| REQUIRED WORK |
Word for word, quote all of the material, omitting the pictures.

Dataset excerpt
* * * * *

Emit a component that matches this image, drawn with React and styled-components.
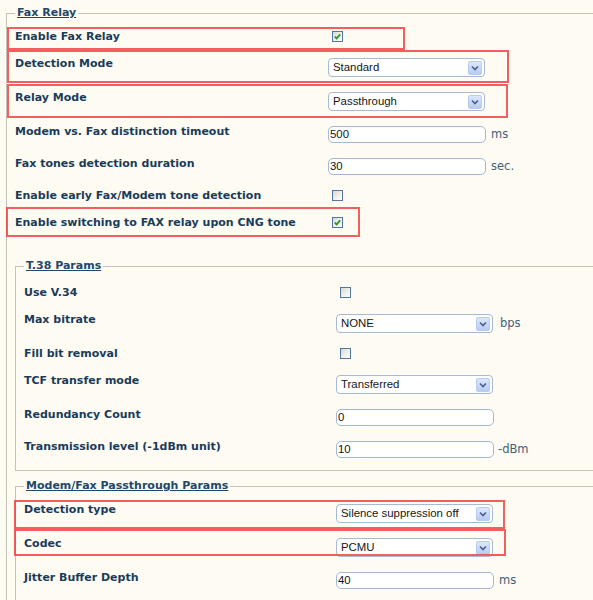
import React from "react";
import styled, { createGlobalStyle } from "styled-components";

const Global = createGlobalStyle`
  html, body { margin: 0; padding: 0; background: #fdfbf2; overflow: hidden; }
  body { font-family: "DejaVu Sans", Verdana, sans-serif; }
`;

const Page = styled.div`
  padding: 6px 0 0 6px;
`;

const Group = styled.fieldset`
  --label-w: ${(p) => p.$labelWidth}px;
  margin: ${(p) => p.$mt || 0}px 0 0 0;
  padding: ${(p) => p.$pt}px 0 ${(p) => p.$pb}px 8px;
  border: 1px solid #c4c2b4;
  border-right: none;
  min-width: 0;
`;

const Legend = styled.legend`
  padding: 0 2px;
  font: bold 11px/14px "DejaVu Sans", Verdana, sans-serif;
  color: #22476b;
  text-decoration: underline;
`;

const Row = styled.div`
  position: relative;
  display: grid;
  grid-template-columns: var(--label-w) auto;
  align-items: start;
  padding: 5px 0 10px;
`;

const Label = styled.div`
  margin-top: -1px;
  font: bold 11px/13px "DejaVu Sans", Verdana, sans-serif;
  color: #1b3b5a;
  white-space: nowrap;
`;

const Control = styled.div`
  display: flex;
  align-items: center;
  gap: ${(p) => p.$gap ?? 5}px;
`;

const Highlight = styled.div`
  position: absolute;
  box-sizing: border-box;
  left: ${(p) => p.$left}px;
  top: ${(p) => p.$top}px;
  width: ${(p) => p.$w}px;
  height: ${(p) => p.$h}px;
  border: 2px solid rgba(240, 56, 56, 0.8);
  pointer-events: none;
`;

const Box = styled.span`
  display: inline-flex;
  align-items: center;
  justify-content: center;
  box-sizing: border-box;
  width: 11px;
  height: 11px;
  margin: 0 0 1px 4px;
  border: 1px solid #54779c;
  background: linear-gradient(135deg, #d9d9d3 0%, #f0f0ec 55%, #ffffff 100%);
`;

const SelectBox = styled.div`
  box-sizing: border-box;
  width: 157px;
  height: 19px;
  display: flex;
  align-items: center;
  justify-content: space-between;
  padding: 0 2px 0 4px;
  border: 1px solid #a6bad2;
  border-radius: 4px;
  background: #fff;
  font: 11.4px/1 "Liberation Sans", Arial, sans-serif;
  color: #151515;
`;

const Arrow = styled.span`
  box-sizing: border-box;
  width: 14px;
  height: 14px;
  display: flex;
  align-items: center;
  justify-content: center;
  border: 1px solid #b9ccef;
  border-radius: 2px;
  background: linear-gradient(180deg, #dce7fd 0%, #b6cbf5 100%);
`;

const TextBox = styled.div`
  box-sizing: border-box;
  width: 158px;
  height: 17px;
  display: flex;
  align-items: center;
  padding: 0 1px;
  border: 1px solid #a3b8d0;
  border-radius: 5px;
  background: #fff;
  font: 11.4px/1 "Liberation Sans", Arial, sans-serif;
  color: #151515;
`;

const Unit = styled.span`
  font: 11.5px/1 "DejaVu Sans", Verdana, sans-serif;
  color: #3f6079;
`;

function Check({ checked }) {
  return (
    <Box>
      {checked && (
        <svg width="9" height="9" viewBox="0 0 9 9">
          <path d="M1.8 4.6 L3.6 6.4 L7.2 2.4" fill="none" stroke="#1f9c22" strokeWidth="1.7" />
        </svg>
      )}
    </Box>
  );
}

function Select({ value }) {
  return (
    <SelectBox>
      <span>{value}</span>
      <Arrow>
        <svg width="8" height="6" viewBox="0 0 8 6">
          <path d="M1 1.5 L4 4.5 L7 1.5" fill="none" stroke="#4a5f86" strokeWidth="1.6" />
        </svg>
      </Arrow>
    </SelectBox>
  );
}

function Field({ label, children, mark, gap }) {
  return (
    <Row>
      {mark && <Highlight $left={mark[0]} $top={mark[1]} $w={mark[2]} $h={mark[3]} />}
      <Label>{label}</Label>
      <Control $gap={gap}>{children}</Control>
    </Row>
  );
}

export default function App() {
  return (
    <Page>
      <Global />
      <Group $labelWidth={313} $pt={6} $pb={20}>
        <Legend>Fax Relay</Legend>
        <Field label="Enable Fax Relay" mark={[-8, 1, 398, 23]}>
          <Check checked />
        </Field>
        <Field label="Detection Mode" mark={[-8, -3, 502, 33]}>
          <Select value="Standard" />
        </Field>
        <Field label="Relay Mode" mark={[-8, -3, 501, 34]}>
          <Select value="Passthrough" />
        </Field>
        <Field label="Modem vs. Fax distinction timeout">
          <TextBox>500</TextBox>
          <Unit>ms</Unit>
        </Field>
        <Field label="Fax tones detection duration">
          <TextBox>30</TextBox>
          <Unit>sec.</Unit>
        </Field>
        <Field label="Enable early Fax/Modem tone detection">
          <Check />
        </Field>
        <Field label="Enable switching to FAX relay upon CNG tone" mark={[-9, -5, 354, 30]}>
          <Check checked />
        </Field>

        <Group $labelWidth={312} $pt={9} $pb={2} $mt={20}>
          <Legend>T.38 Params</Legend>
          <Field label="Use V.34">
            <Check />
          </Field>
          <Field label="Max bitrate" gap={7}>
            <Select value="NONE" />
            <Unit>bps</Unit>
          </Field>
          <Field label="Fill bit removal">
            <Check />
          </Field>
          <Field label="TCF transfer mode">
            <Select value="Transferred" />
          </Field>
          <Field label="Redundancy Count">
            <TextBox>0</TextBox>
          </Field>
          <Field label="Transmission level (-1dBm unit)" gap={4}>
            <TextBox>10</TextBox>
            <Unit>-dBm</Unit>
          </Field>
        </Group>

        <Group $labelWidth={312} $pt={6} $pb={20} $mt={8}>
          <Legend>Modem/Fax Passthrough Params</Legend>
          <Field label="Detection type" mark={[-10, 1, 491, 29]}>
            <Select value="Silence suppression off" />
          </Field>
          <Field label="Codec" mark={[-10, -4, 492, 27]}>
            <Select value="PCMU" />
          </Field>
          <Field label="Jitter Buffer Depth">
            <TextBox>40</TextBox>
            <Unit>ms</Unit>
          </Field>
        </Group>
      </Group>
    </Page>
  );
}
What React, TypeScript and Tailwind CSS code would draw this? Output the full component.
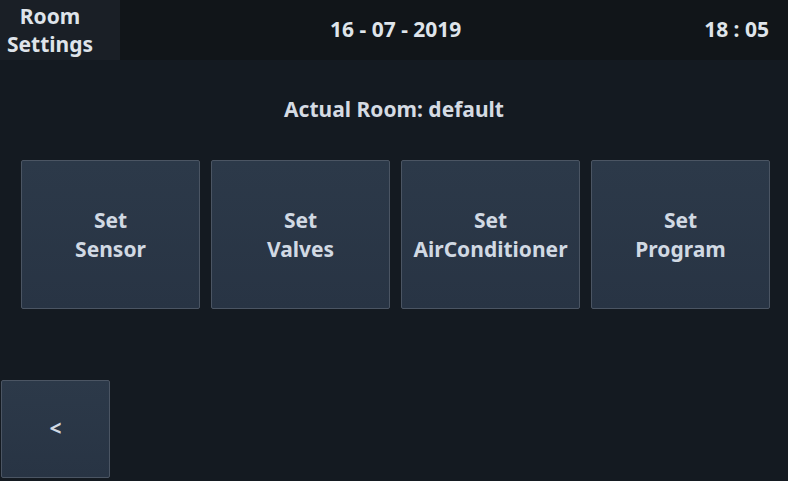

* * * * *

| SOLUTION TO THIS TASK |
Emit a component that matches this image, drawn with React and styled-components.
import React from "react";
import styled, { createGlobalStyle } from "styled-components";

const Global = createGlobalStyle`
  html, body { margin: 0; padding: 0; background: #fdfbf2; overflow: hidden; }
  body { font-family: "DejaVu Sans", Verdana, sans-serif; }
`;

const Page = styled.div`
  padding: 6px 0 0 6px;
`;

const Group = styled.fieldset`
  --label-w: ${(p) => p.$labelWidth}px;
  margin: ${(p) => p.$mt || 0}px 0 0 0;
  padding: ${(p) => p.$pt}px 0 ${(p) => p.$pb}px 8px;
  border: 1px solid #c4c2b4;
  border-right: none;
  min-width: 0;
`;

const Legend = styled.legend`
  padding: 0 2px;
  font: bold 11px/14px "DejaVu Sans", Verdana, sans-serif;
  color: #22476b;
  text-decoration: underline;
`;

const Row = styled.div`
  position: relative;
  display: grid;
  grid-template-columns: var(--label-w) auto;
  align-items: start;
  padding: 5px 0 10px;
`;

const Label = styled.div`
  margin-top: -1px;
  font: bold 11px/13px "DejaVu Sans", Verdana, sans-serif;
  color: #1b3b5a;
  white-space: nowrap;
`;

const Control = styled.div`
  display: flex;
  align-items: center;
  gap: ${(p) => p.$gap ?? 5}px;
`;

const Highlight = styled.div`
  position: absolute;
  box-sizing: border-box;
  left: ${(p) => p.$left}px;
  top: ${(p) => p.$top}px;
  width: ${(p) => p.$w}px;
  height: ${(p) => p.$h}px;
  border: 2px solid rgba(240, 56, 56, 0.8);
  pointer-events: none;
`;

const Box = styled.span`
  display: inline-flex;
  align-items: center;
  justify-content: center;
  box-sizing: border-box;
  width: 11px;
  height: 11px;
  margin: 0 0 1px 4px;
  border: 1px solid #54779c;
  background: linear-gradient(135deg, #d9d9d3 0%, #f0f0ec 55%, #ffffff 100%);
`;

const SelectBox = styled.div`
  box-sizing: border-box;
  width: 157px;
  height: 19px;
  display: flex;
  align-items: center;
  justify-content: space-between;
  padding: 0 2px 0 4px;
  border: 1px solid #a6bad2;
  border-radius: 4px;
  background: #fff;
  font: 11.4px/1 "Liberation Sans", Arial, sans-serif;
  color: #151515;
`;

const Arrow = styled.span`
  box-sizing: border-box;
  width: 14px;
  height: 14px;
  display: flex;
  align-items: center;
  justify-content: center;
  border: 1px solid #b9ccef;
  border-radius: 2px;
  background: linear-gradient(180deg, #dce7fd 0%, #b6cbf5 100%);
`;

const TextBox = styled.div`
  box-sizing: border-box;
  width: 158px;
  height: 17px;
  display: flex;
  align-items: center;
  padding: 0 1px;
  border: 1px solid #a3b8d0;
  border-radius: 5px;
  background: #fff;
  font: 11.4px/1 "Liberation Sans", Arial, sans-serif;
  color: #151515;
`;

const Unit = styled.span`
  font: 11.5px/1 "DejaVu Sans", Verdana, sans-serif;
  color: #3f6079;
`;

function Check({ checked }) {
  return (
    <Box>
      {checked && (
        <svg width="9" height="9" viewBox="0 0 9 9">
          <path d="M1.8 4.6 L3.6 6.4 L7.2 2.4" fill="none" stroke="#1f9c22" strokeWidth="1.7" />
        </svg>
      )}
    </Box>
  );
}

function Select({ value }) {
  return (
    <SelectBox>
      <span>{value}</span>
      <Arrow>
        <svg width="8" height="6" viewBox="0 0 8 6">
          <path d="M1 1.5 L4 4.5 L7 1.5" fill="none" stroke="#4a5f86" strokeWidth="1.6" />
        </svg>
      </Arrow>
    </SelectBox>
  );
}

function Field({ label, children, mark, gap }) {
  return (
    <Row>
      {mark && <Highlight $left={mark[0]} $top={mark[1]} $w={mark[2]} $h={mark[3]} />}
      <Label>{label}</Label>
      <Control $gap={gap}>{children}</Control>
    </Row>
  );
}

export default function App() {
  return (
    <Page>
      <Global />
      <Group $labelWidth={313} $pt={6} $pb={20}>
        <Legend>Fax Relay</Legend>
        <Field label="Enable Fax Relay" mark={[-8, 1, 398, 23]}>
          <Check checked />
        </Field>
        <Field label="Detection Mode" mark={[-8, -3, 502, 33]}>
          <Select value="Standard" />
        </Field>
        <Field label="Relay Mode" mark={[-8, -3, 501, 34]}>
          <Select value="Passthrough" />
        </Field>
        <Field label="Modem vs. Fax distinction timeout">
          <TextBox>500</TextBox>
          <Unit>ms</Unit>
        </Field>
        <Field label="Fax tones detection duration">
          <TextBox>30</TextBox>
          <Unit>sec.</Unit>
        </Field>
        <Field label="Enable early Fax/Modem tone detection">
          <Check />
        </Field>
        <Field label="Enable switching to FAX relay upon CNG tone" mark={[-9, -5, 354, 30]}>
          <Check checked />
        </Field>

        <Group $labelWidth={312} $pt={9} $pb={2} $mt={20}>
          <Legend>T.38 Params</Legend>
          <Field label="Use V.34">
            <Check />
          </Field>
          <Field label="Max bitrate" gap={7}>
            <Select value="NONE" />
            <Unit>bps</Unit>
          </Field>
          <Field label="Fill bit removal">
            <Check />
          </Field>
          <Field label="TCF transfer mode">
            <Select value="Transferred" />
          </Field>
          <Field label="Redundancy Count">
            <TextBox>0</TextBox>
          </Field>
          <Field label="Transmission level (-1dBm unit)" gap={4}>
            <TextBox>10</TextBox>
            <Unit>-dBm</Unit>
          </Field>
        </Group>

        <Group $labelWidth={312} $pt={6} $pb={20} $mt={8}>
          <Legend>Modem/Fax Passthrough Params</Legend>
          <Field label="Detection type" mark={[-10, 1, 491, 29]}>
            <Select value="Silence suppression off" />
          </Field>
          <Field label="Codec" mark={[-10, -4, 492, 27]}>
            <Select value="PCMU" />
          </Field>
          <Field label="Jitter Buffer Depth">
            <TextBox>40</TextBox>
            <Unit>ms</Unit>
          </Field>
        </Group>
      </Group>
    </Page>
  );
}
What React, TypeScript and Tailwind CSS code would draw this? Output the full component.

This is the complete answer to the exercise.